### Directive
Collect every line below that contains the word "with".

══════════

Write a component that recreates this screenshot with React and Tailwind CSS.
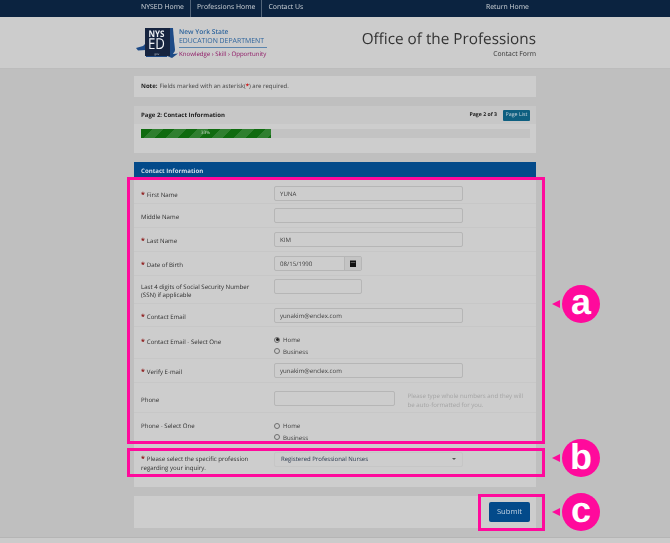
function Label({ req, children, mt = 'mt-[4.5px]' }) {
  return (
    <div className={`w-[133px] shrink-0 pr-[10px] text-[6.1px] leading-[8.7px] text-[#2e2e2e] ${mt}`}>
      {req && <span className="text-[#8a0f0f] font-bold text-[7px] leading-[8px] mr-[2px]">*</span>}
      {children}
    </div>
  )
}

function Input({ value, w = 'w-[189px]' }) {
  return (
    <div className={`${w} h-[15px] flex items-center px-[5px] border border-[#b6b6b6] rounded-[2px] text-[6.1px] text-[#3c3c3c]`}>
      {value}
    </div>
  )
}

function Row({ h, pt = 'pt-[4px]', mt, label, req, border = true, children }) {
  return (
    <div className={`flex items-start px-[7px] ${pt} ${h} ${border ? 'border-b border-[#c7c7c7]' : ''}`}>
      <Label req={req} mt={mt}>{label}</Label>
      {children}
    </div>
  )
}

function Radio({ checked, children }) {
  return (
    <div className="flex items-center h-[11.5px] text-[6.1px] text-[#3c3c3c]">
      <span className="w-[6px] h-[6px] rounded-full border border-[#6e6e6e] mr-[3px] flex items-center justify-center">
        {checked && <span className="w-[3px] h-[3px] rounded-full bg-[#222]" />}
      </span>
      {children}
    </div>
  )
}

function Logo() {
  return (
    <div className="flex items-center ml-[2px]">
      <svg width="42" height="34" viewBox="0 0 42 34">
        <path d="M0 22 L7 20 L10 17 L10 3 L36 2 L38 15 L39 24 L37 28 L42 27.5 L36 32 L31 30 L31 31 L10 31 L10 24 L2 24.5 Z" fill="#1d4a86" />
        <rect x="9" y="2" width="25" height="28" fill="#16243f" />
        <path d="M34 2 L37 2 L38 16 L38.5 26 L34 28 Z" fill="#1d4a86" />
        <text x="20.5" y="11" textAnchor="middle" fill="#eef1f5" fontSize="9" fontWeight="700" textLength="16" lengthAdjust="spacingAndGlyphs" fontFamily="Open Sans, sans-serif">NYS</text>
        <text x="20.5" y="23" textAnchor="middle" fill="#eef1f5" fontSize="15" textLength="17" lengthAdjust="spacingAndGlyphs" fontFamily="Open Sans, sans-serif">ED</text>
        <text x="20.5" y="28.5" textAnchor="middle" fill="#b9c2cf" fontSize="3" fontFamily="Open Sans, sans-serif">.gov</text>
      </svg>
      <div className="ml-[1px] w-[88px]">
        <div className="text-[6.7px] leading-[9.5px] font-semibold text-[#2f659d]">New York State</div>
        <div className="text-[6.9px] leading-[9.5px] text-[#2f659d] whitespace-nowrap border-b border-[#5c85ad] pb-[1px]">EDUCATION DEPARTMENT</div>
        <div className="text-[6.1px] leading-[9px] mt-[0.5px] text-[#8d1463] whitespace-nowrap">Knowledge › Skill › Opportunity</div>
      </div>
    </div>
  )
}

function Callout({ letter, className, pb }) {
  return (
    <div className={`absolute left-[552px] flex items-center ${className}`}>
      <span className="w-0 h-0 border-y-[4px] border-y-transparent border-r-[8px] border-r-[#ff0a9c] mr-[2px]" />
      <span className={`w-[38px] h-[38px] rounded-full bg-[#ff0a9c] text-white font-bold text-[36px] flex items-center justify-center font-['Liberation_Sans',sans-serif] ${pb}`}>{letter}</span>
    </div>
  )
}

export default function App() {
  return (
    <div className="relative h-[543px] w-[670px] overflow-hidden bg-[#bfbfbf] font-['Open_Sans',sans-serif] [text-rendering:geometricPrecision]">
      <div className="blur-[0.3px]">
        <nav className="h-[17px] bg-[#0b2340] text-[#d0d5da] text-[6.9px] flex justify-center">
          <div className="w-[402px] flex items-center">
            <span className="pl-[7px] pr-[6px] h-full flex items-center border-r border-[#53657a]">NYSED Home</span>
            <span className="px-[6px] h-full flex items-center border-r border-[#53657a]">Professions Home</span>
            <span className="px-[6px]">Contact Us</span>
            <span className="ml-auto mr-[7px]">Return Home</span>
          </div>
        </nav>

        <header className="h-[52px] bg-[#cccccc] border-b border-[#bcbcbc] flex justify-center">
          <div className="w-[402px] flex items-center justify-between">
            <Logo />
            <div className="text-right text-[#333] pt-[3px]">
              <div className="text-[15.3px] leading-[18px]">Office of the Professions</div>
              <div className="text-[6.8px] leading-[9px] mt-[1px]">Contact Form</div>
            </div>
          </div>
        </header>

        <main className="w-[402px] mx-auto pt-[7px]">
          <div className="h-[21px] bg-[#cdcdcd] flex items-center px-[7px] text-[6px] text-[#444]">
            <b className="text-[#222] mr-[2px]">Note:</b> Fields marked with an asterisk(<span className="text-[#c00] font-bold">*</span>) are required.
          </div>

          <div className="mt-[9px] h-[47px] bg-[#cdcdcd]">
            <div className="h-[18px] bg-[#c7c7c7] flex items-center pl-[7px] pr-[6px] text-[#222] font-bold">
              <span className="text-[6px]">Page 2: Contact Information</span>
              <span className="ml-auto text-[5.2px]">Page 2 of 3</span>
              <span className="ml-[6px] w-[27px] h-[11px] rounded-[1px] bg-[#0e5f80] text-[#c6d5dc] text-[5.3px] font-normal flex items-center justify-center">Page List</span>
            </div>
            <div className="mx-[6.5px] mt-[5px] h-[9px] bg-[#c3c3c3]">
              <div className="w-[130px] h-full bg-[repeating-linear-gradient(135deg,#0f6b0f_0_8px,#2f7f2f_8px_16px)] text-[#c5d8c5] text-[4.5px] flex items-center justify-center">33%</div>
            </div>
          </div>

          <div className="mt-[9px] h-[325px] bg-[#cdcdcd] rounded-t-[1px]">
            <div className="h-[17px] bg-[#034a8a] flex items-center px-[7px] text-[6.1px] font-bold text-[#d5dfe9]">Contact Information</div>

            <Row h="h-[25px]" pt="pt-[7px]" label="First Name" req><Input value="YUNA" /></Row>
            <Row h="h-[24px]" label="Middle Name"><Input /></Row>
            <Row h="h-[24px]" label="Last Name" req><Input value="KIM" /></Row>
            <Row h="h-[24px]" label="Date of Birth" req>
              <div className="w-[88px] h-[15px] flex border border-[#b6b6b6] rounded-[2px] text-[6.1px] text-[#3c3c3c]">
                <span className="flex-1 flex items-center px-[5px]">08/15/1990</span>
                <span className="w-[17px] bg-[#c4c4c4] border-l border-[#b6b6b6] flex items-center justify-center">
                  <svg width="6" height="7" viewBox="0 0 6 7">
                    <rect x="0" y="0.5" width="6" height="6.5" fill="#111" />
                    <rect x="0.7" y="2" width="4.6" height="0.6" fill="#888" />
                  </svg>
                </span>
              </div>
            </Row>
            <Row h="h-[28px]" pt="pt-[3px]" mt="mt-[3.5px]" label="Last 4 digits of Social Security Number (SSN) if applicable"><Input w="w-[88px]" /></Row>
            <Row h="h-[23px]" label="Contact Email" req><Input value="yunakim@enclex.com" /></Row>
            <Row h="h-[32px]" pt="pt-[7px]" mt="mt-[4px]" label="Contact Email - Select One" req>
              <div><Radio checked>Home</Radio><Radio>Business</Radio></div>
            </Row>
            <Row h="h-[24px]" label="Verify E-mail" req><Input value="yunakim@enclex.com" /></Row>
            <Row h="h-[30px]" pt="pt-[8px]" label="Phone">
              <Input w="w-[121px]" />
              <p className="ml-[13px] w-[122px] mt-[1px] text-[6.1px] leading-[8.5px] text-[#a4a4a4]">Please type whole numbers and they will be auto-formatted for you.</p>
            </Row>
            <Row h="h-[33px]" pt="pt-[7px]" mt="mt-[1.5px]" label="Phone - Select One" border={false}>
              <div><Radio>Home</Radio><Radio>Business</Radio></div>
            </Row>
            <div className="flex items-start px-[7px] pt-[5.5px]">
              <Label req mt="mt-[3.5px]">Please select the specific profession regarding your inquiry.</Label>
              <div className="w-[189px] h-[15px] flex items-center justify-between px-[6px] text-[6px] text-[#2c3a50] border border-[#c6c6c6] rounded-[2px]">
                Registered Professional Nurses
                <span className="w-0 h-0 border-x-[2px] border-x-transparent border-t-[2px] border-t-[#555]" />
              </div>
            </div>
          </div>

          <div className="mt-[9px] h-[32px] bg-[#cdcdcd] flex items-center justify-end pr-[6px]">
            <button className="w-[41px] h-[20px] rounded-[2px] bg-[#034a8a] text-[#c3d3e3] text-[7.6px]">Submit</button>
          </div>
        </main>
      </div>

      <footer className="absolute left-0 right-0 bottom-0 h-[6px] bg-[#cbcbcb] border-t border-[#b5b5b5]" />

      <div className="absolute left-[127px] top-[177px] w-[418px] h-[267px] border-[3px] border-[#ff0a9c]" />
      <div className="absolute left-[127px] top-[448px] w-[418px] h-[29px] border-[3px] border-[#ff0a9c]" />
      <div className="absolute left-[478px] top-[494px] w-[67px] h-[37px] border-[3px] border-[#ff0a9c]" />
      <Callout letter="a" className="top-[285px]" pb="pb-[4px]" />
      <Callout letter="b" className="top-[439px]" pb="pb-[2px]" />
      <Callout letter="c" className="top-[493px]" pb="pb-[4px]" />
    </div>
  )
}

══════════

### Answer to the exercise
Write a component that recreates this screenshot with React and Tailwind CSS.
            <b className="text-[#222] mr-[2px]">Note:</b> Fields marked with an asterisk(<span className="text-[#c00] font-bold">*</span>) are required.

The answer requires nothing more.